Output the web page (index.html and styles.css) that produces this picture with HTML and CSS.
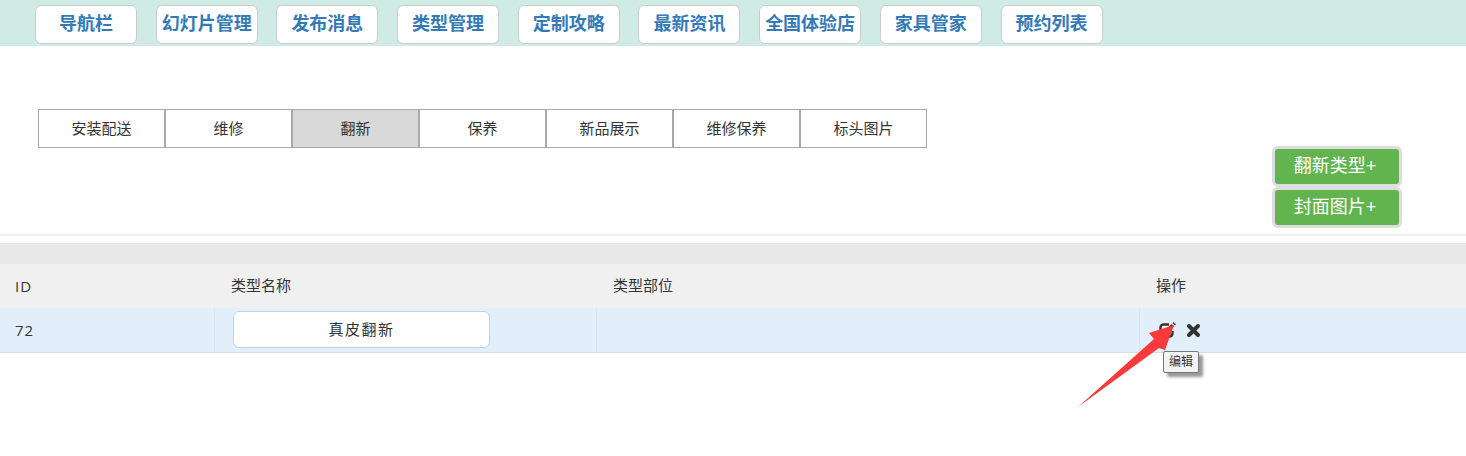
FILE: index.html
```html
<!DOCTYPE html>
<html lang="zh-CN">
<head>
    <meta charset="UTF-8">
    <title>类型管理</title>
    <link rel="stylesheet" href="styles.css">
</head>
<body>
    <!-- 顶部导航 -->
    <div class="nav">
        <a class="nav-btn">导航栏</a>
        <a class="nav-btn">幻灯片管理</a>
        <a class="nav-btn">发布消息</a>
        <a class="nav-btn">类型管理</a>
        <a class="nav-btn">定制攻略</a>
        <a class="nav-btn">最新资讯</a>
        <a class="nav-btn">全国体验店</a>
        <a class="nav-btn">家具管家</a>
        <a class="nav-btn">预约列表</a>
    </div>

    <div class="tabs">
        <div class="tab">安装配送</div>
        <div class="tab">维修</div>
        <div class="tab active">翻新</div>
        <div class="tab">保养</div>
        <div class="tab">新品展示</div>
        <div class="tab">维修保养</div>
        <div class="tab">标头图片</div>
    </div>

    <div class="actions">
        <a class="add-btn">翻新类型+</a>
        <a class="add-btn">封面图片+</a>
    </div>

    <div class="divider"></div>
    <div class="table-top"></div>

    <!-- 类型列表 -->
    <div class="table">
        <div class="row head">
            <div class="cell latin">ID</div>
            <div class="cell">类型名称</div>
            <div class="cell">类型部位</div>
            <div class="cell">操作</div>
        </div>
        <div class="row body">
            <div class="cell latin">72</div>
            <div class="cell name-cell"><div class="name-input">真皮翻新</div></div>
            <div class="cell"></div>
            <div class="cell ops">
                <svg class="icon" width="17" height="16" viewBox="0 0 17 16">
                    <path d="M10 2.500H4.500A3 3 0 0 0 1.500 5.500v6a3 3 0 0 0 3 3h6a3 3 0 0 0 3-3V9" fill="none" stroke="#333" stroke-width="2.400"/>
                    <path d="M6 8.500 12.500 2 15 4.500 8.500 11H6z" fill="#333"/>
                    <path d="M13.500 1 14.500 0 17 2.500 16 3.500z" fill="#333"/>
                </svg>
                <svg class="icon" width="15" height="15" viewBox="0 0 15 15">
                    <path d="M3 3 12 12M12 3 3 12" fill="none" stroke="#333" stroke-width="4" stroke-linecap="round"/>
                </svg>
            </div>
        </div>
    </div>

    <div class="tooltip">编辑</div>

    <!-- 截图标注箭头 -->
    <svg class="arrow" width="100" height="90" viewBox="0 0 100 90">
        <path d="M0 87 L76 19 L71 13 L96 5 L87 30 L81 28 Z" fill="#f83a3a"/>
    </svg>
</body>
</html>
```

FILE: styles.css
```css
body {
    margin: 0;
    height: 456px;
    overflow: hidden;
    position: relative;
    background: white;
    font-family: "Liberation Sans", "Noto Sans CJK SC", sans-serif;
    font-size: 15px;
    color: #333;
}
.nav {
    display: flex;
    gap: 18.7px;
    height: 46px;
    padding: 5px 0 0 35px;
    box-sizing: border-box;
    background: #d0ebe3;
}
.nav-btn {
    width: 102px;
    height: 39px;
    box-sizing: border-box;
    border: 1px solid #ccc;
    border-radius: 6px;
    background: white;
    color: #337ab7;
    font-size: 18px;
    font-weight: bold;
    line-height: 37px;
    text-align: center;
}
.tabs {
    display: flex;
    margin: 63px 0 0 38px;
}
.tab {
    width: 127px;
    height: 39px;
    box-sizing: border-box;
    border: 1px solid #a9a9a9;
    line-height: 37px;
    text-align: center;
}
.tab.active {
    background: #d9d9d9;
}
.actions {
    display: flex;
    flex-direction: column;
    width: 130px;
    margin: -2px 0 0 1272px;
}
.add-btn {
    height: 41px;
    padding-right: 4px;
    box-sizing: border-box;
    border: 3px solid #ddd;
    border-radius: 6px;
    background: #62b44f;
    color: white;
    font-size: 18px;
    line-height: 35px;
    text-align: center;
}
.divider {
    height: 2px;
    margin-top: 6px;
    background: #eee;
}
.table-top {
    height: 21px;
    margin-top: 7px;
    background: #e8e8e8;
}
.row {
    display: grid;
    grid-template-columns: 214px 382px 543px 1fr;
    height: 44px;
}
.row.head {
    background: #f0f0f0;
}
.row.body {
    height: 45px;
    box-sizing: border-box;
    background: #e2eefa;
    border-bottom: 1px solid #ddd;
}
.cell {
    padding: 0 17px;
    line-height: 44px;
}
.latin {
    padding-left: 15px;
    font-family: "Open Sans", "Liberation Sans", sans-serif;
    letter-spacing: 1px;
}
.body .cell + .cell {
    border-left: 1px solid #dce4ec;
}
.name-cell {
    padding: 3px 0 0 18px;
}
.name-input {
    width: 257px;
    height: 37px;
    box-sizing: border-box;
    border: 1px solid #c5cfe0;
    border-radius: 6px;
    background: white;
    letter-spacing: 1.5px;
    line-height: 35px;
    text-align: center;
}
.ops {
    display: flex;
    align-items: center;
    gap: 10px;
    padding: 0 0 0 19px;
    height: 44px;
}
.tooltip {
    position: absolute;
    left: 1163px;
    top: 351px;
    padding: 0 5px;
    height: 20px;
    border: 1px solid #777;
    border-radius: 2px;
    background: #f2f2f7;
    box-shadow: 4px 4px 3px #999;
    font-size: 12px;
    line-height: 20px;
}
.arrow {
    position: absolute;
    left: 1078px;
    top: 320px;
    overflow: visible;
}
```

- - - - -

Reproduce each line exactly, please, except for any pictures.

**Exercise solution:**
Output the web page (index.html and styles.css) that produces this picture with HTML and CSS.
FILE: index.html
```html
<!DOCTYPE html>
<html lang="zh-CN">
<head>
    <meta charset="UTF-8">
    <title>类型管理</title>
    <link rel="stylesheet" href="styles.css">
</head>
<body>
    <!-- 顶部导航 -->
    <div class="nav">
        <a class="nav-btn">导航栏</a>
        <a class="nav-btn">幻灯片管理</a>
        <a class="nav-btn">发布消息</a>
        <a class="nav-btn">类型管理</a>
        <a class="nav-btn">定制攻略</a>
        <a class="nav-btn">最新资讯</a>
        <a class="nav-btn">全国体验店</a>
        <a class="nav-btn">家具管家</a>
        <a class="nav-btn">预约列表</a>
    </div>

    <div class="tabs">
        <div class="tab">安装配送</div>
        <div class="tab">维修</div>
        <div class="tab active">翻新</div>
        <div class="tab">保养</div>
        <div class="tab">新品展示</div>
        <div class="tab">维修保养</div>
        <div class="tab">标头图片</div>
    </div>

    <div class="actions">
        <a class="add-btn">翻新类型+</a>
        <a class="add-btn">封面图片+</a>
    </div>

    <div class="divider"></div>
    <div class="table-top"></div>

    <!-- 类型列表 -->
    <div class="table">
        <div class="row head">
            <div class="cell latin">ID</div>
            <div class="cell">类型名称</div>
            <div class="cell">类型部位</div>
            <div class="cell">操作</div>
        </div>
        <div class="row body">
            <div class="cell latin">72</div>
            <div class="cell name-cell"><div class="name-input">真皮翻新</div></div>
            <div class="cell"></div>
            <div class="cell ops">
                <svg class="icon" width="17" height="16" viewBox="0 0 17 16">
                    <path d="M10 2.500H4.500A3 3 0 0 0 1.500 5.500v6a3 3 0 0 0 3 3h6a3 3 0 0 0 3-3V9" fill="none" stroke="#333" stroke-width="2.400"/>
                    <path d="M6 8.500 12.500 2 15 4.500 8.500 11H6z" fill="#333"/>
                    <path d="M13.500 1 14.500 0 17 2.500 16 3.500z" fill="#333"/>
                </svg>
                <svg class="icon" width="15" height="15" viewBox="0 0 15 15">
                    <path d="M3 3 12 12M12 3 3 12" fill="none" stroke="#333" stroke-width="4" stroke-linecap="round"/>
                </svg>
            </div>
        </div>
    </div>

    <div class="tooltip">编辑</div>

    <!-- 截图标注箭头 -->
    <svg class="arrow" width="100" height="90" viewBox="0 0 100 90">
        <path d="M0 87 L76 19 L71 13 L96 5 L87 30 L81 28 Z" fill="#f83a3a"/>
    </svg>
</body>
</html>
```

FILE: styles.css
```css
body {
    margin: 0;
    height: 456px;
    overflow: hidden;
    position: relative;
    background: white;
    font-family: "Liberation Sans", "Noto Sans CJK SC", sans-serif;
    font-size: 15px;
    color: #333;
}
.nav {
    display: flex;
    gap: 18.7px;
    height: 46px;
    padding: 5px 0 0 35px;
    box-sizing: border-box;
    background: #d0ebe3;
}
.nav-btn {
    width: 102px;
    height: 39px;
    box-sizing: border-box;
    border: 1px solid #ccc;
    border-radius: 6px;
    background: white;
    color: #337ab7;
    font-size: 18px;
    font-weight: bold;
    line-height: 37px;
    text-align: center;
}
.tabs {
    display: flex;
    margin: 63px 0 0 38px;
}
.tab {
    width: 127px;
    height: 39px;
    box-sizing: border-box;
    border: 1px solid #a9a9a9;
    line-height: 37px;
    text-align: center;
}
.tab.active {
    background: #d9d9d9;
}
.actions {
    display: flex;
    flex-direction: column;
    width: 130px;
    margin: -2px 0 0 1272px;
}
.add-btn {
    height: 41px;
    padding-right: 4px;
    box-sizing: border-box;
    border: 3px solid #ddd;
    border-radius: 6px;
    background: #62b44f;
    color: white;
    font-size: 18px;
    line-height: 35px;
    text-align: center;
}
.divider {
    height: 2px;
    margin-top: 6px;
    background: #eee;
}
.table-top {
    height: 21px;
    margin-top: 7px;
    background: #e8e8e8;
}
.row {
    display: grid;
    grid-template-columns: 214px 382px 543px 1fr;
    height: 44px;
}
.row.head {
    background: #f0f0f0;
}
.row.body {
    height: 45px;
    box-sizing: border-box;
    background: #e2eefa;
    border-bottom: 1px solid #ddd;
}
.cell {
    padding: 0 17px;
    line-height: 44px;
}
.latin {
    padding-left: 15px;
    font-family: "Open Sans", "Liberation Sans", sans-serif;
    letter-spacing: 1px;
}
.body .cell + .cell {
    border-left: 1px solid #dce4ec;
}
.name-cell {
    padding: 3px 0 0 18px;
}
.name-input {
    width: 257px;
    height: 37px;
    box-sizing: border-box;
    border: 1px solid #c5cfe0;
    border-radius: 6px;
    background: white;
    letter-spacing: 1.5px;
    line-height: 35px;
    text-align: center;
}
.ops {
    display: flex;
    align-items: center;
    gap: 10px;
    padding: 0 0 0 19px;
    height: 44px;
}
.tooltip {
    position: absolute;
    left: 1163px;
    top: 351px;
    padding: 0 5px;
    height: 20px;
    border: 1px solid #777;
    border-radius: 2px;
    background: #f2f2f7;
    box-shadow: 4px 4px 3px #999;
    font-size: 12px;
    line-height: 20px;
}
.arrow {
    position: absolute;
    left: 1078px;
    top: 320px;
    overflow: visible;
}
```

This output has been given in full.